Skip all pictures. Write out the data below from its first line through the line that contains "bar icons */".

* _Collected data_
####
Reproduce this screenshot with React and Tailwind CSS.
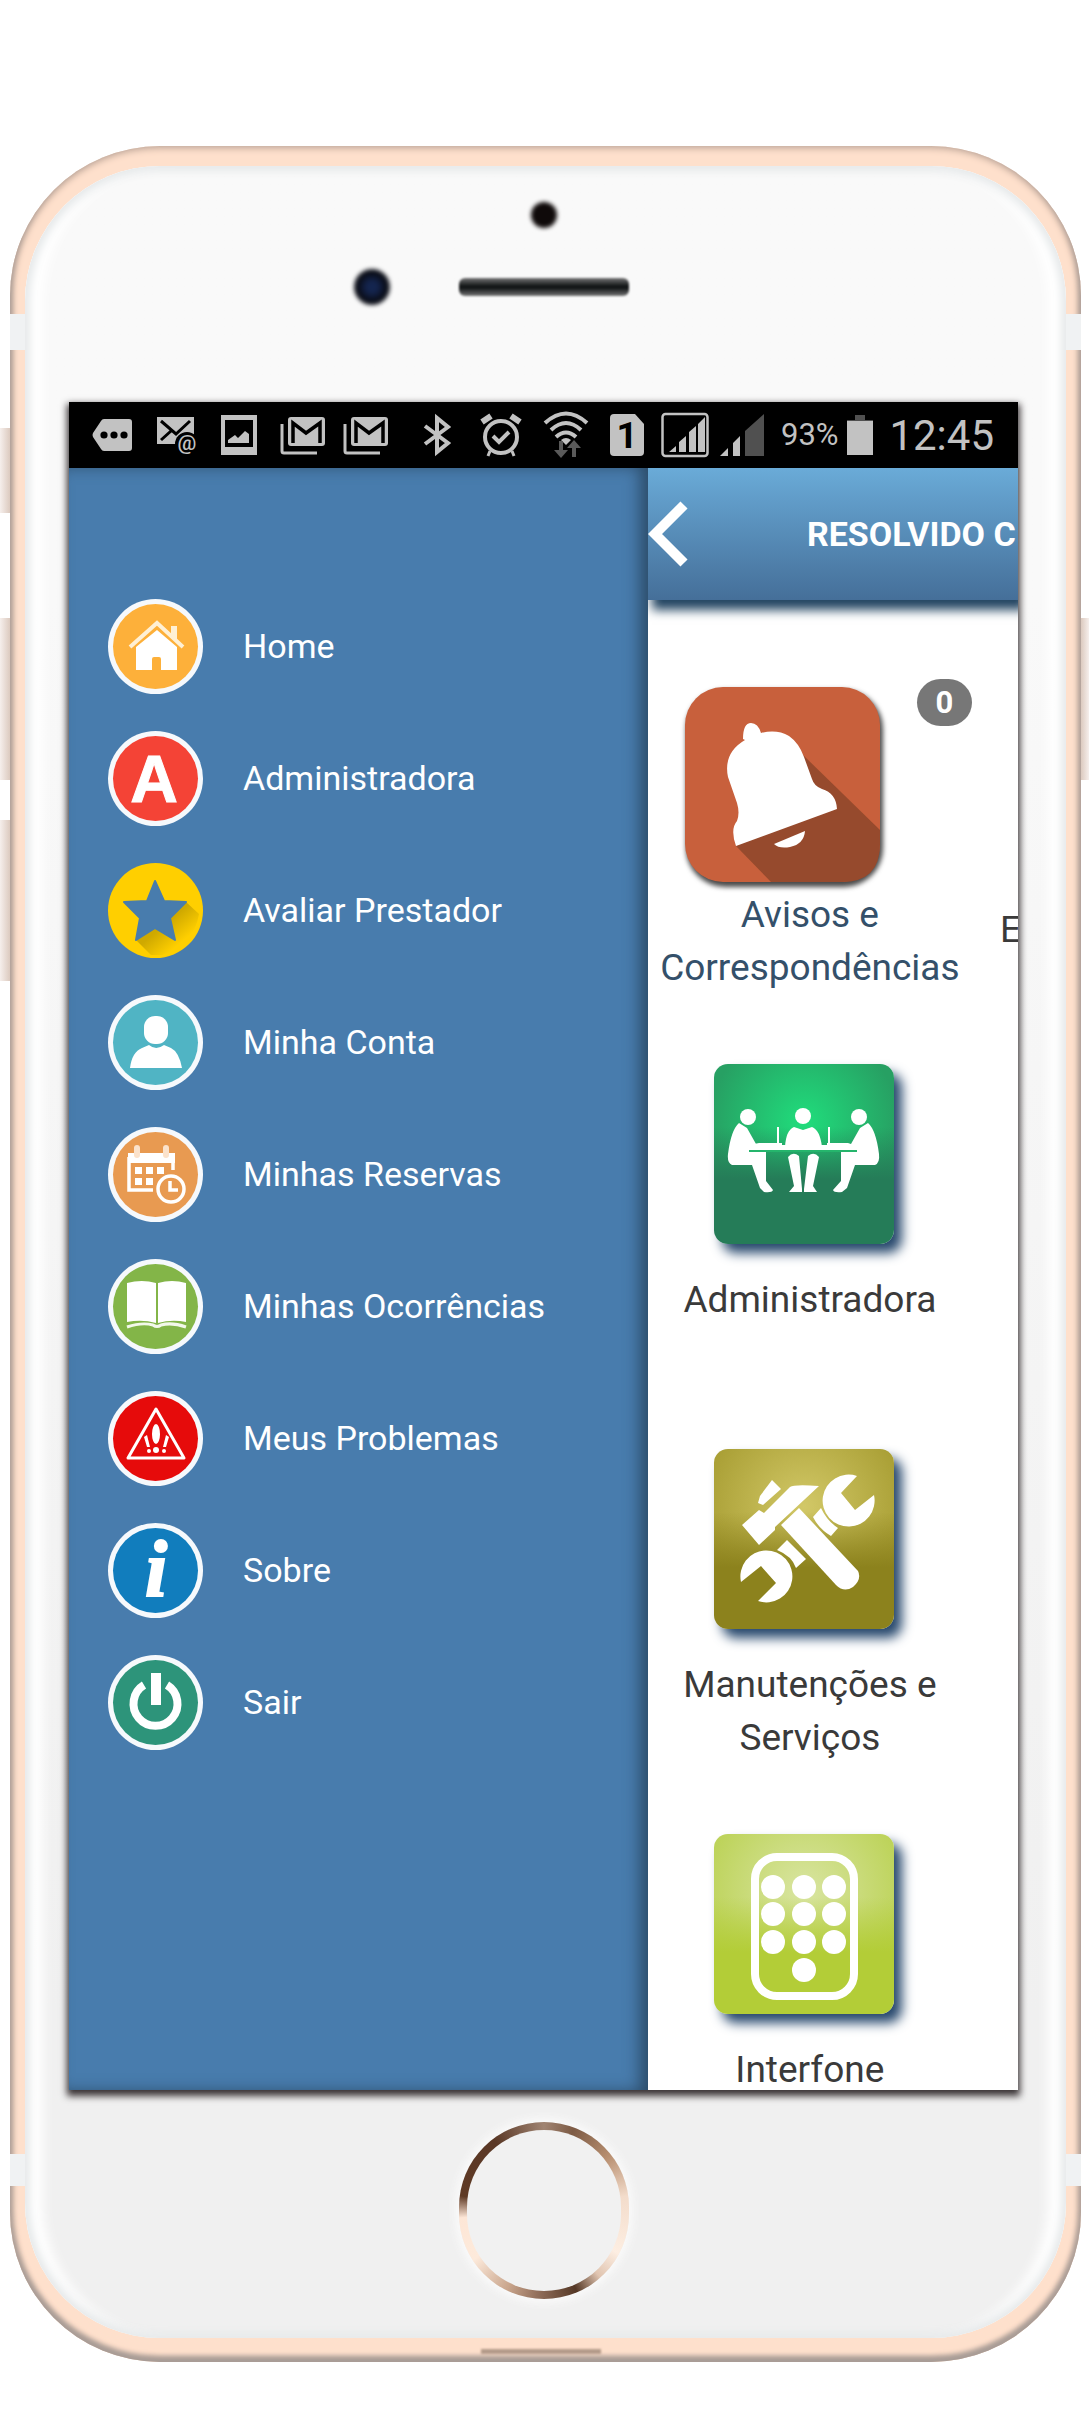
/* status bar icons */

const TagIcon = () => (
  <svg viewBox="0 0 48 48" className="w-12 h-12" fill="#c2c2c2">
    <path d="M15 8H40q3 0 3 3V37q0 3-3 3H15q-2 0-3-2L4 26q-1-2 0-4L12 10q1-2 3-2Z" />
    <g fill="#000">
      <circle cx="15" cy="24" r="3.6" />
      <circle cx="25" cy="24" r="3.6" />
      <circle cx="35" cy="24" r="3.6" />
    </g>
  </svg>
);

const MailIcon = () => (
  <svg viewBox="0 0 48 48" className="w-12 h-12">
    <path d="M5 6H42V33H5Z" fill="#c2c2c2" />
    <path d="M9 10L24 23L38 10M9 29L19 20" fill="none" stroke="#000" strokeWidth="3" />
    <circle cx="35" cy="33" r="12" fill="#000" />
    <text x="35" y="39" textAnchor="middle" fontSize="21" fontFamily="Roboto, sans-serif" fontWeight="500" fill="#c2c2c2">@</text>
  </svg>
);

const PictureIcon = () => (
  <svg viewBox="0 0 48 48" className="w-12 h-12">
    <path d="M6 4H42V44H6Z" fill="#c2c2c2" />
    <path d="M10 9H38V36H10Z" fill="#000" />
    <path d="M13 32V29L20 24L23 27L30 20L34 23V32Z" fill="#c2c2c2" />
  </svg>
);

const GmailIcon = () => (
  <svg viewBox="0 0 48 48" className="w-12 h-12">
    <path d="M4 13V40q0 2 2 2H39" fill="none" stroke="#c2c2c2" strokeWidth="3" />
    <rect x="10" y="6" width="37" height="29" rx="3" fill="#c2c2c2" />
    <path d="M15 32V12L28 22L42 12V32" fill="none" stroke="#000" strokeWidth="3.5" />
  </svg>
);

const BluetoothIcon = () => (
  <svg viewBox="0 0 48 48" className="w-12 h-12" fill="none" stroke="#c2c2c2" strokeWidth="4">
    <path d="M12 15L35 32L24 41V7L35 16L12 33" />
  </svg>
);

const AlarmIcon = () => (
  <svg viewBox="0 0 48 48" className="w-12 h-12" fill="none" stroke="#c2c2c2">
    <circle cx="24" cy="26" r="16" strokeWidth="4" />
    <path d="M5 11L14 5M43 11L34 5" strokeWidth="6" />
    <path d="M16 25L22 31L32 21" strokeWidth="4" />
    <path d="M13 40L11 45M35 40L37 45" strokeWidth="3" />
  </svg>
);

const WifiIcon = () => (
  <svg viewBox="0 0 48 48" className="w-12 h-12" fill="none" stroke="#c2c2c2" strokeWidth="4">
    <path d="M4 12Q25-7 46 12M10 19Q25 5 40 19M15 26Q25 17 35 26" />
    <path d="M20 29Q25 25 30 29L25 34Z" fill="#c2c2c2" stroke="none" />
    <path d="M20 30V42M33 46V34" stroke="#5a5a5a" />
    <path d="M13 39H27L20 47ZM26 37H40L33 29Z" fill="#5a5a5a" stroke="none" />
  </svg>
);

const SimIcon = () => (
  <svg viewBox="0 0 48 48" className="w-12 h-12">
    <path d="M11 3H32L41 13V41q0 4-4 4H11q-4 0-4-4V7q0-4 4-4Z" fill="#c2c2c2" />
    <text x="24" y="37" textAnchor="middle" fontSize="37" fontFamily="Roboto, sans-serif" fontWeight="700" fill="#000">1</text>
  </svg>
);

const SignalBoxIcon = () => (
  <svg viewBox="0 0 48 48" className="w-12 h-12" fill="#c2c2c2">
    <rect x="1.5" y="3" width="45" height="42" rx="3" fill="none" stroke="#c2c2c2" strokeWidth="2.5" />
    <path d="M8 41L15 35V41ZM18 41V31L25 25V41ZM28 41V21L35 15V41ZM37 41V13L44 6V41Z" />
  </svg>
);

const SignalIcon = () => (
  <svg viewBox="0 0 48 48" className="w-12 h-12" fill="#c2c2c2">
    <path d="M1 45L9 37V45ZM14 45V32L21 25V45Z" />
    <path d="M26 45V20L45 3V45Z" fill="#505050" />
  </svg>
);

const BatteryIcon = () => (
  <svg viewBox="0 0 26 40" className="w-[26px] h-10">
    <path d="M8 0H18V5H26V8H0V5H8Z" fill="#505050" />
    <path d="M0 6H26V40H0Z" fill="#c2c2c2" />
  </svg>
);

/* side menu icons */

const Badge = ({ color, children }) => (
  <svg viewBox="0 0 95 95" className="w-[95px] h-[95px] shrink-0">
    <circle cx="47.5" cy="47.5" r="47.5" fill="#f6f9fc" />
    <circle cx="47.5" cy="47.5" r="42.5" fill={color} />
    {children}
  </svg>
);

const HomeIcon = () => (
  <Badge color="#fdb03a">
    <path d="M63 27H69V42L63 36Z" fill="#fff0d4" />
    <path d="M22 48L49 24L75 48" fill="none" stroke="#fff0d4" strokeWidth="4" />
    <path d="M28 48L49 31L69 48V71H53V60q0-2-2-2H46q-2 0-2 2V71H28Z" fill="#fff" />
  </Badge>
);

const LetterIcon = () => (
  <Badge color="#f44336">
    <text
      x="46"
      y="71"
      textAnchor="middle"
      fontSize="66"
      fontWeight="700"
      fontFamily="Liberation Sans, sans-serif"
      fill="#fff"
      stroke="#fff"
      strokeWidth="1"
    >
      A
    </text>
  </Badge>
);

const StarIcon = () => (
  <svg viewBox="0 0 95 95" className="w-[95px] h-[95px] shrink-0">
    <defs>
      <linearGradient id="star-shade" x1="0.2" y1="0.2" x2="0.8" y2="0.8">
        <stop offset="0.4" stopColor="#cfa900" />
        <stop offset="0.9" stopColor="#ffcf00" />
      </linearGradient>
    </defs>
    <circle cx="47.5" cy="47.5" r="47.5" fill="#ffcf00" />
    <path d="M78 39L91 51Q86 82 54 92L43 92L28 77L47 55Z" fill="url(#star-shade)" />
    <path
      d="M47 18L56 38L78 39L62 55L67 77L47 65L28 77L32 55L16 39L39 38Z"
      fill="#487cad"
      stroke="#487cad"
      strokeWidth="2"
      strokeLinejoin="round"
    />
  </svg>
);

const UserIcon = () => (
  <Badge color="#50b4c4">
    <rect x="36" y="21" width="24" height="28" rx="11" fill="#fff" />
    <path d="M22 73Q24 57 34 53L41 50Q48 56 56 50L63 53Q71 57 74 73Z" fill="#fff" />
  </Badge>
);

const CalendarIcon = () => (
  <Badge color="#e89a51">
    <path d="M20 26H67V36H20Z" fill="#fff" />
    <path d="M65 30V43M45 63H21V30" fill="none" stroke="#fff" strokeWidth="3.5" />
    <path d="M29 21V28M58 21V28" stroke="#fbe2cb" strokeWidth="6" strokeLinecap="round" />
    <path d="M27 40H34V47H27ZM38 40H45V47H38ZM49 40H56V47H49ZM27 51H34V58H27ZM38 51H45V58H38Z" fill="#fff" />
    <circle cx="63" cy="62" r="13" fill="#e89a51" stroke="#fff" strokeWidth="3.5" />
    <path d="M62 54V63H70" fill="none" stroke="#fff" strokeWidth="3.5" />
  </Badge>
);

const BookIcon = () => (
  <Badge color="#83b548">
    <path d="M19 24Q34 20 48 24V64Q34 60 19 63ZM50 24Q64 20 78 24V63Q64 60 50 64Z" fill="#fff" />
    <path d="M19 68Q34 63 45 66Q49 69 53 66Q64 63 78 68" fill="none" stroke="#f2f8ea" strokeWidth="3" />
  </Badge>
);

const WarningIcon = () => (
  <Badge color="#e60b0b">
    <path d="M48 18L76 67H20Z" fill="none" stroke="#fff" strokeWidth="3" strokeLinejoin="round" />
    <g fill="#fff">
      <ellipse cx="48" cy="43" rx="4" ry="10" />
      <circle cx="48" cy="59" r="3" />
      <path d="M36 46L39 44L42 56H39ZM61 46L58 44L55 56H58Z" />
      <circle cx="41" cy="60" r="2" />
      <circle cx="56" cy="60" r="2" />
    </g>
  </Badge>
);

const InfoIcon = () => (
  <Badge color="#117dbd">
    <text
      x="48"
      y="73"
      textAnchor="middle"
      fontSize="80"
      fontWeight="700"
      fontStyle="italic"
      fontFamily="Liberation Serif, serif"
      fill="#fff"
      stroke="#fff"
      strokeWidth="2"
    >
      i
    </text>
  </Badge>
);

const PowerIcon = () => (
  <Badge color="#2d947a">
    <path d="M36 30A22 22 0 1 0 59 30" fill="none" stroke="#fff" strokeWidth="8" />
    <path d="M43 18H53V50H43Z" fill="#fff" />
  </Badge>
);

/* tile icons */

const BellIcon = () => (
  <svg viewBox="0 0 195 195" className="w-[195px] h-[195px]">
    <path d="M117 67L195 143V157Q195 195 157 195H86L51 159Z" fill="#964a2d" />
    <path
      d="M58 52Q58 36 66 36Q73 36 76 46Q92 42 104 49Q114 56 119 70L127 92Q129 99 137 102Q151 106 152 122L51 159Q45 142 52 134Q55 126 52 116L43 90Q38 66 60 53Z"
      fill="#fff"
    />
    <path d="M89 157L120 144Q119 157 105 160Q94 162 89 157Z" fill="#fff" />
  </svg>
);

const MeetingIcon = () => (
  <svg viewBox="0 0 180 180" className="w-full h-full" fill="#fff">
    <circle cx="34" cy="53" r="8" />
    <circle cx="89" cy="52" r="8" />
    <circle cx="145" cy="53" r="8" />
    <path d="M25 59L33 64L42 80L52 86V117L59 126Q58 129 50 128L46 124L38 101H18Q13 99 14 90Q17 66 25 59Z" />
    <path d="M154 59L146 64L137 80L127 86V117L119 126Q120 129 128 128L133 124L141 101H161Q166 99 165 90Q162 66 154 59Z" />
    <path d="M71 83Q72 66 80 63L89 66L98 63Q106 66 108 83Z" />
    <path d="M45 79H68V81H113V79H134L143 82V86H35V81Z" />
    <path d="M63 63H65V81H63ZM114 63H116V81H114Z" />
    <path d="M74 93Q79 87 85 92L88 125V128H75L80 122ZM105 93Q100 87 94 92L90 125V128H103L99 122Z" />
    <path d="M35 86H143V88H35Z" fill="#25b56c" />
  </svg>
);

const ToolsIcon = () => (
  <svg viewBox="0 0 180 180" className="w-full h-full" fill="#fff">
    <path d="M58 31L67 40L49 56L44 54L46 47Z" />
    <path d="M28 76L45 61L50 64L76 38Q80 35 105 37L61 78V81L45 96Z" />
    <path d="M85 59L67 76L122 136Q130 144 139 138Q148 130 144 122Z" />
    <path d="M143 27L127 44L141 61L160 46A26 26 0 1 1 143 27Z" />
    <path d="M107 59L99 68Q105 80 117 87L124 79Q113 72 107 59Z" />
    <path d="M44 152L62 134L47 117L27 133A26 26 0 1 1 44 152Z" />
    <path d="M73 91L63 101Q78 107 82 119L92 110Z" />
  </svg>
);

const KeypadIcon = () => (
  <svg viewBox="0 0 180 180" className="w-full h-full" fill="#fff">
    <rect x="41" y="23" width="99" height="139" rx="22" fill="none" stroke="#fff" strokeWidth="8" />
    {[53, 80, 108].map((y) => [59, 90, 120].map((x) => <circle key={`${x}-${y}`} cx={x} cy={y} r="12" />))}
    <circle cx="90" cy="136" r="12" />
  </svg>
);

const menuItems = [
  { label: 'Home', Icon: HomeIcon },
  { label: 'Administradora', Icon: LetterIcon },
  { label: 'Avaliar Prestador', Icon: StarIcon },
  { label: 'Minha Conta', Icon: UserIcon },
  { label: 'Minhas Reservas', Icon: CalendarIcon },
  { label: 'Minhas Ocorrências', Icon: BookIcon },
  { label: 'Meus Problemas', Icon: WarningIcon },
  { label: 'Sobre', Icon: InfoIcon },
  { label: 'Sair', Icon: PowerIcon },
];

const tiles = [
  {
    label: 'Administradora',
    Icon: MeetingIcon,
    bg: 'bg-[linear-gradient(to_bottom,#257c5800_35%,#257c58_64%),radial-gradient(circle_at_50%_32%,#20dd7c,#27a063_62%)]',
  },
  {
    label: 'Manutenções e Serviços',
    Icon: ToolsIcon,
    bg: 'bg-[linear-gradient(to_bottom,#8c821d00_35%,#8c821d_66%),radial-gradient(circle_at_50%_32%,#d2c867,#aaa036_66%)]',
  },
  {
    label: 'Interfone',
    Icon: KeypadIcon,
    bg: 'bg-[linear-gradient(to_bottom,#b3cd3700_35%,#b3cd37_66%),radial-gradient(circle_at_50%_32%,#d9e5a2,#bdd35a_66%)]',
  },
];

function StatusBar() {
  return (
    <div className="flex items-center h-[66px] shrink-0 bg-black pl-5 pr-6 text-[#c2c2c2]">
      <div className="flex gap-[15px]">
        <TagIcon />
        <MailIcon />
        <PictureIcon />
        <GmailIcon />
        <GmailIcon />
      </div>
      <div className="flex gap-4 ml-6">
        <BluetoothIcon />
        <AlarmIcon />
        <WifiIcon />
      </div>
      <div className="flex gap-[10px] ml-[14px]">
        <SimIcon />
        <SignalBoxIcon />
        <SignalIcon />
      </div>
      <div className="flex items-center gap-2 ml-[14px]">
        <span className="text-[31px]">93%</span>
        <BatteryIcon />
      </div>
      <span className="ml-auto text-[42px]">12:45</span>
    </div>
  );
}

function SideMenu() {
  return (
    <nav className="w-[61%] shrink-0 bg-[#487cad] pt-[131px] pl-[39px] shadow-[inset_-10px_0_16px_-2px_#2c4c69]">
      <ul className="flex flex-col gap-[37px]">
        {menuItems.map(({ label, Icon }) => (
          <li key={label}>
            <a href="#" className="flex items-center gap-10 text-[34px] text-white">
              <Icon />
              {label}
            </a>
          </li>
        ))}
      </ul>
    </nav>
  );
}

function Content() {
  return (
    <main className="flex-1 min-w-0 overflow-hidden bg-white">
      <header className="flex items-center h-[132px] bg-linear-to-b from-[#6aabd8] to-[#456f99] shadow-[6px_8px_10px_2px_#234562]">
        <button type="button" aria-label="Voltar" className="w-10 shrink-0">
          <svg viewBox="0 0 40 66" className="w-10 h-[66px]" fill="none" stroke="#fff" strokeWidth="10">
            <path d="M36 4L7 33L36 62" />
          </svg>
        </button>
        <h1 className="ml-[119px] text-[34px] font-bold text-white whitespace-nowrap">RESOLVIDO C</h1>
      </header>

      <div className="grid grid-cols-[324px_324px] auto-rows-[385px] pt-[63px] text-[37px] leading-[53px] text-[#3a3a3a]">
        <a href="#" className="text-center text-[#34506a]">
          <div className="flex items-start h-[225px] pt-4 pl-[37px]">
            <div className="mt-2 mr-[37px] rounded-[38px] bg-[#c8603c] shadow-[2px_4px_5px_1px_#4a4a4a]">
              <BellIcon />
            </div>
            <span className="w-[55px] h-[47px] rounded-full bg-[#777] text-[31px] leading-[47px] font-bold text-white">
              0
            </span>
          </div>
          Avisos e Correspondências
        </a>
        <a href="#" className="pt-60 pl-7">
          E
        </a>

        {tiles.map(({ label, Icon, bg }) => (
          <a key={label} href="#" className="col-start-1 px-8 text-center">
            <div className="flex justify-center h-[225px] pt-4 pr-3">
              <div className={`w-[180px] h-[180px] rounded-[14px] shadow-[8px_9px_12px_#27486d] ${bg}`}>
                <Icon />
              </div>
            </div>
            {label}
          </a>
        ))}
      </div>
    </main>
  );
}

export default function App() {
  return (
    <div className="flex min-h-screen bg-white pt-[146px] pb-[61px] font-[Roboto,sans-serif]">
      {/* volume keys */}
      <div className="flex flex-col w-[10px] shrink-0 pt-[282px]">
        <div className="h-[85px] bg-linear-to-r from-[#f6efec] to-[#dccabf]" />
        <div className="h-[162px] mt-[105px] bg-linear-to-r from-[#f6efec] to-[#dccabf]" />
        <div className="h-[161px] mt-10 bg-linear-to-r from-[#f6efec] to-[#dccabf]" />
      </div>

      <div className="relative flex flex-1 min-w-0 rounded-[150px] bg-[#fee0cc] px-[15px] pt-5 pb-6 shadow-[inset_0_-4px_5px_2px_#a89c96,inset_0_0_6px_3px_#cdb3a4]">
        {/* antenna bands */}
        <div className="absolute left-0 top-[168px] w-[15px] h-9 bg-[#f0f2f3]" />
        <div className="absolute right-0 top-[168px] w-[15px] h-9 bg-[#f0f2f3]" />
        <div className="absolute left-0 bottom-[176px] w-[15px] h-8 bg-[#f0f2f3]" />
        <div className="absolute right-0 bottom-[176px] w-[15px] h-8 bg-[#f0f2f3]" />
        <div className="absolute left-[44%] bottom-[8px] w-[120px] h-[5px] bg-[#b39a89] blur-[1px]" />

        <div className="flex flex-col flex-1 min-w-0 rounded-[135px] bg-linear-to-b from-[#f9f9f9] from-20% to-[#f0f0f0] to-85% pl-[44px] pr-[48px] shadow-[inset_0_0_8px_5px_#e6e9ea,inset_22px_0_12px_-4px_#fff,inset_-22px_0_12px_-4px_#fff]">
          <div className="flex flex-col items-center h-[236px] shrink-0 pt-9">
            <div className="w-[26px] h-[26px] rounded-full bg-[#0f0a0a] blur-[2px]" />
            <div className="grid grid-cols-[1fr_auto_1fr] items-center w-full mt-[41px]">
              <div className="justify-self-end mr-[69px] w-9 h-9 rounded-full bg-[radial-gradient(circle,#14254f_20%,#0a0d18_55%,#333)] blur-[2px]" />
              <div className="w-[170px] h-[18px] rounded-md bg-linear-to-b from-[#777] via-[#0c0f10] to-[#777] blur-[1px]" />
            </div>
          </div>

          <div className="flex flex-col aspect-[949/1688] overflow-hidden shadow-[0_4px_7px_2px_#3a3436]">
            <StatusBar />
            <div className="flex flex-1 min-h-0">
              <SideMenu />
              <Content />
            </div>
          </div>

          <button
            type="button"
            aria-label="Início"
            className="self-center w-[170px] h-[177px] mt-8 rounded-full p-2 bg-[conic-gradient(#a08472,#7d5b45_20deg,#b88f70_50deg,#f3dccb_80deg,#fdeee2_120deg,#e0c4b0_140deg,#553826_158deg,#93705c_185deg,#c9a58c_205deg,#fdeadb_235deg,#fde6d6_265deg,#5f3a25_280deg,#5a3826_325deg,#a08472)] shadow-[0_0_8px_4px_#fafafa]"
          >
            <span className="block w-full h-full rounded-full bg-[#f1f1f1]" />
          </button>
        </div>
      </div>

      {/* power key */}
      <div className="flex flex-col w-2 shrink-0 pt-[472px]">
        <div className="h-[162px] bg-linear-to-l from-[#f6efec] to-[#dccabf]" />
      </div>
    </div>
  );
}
####
* _Reply_
Reproduce this screenshot with React and Tailwind CSS.
/* status bar icons */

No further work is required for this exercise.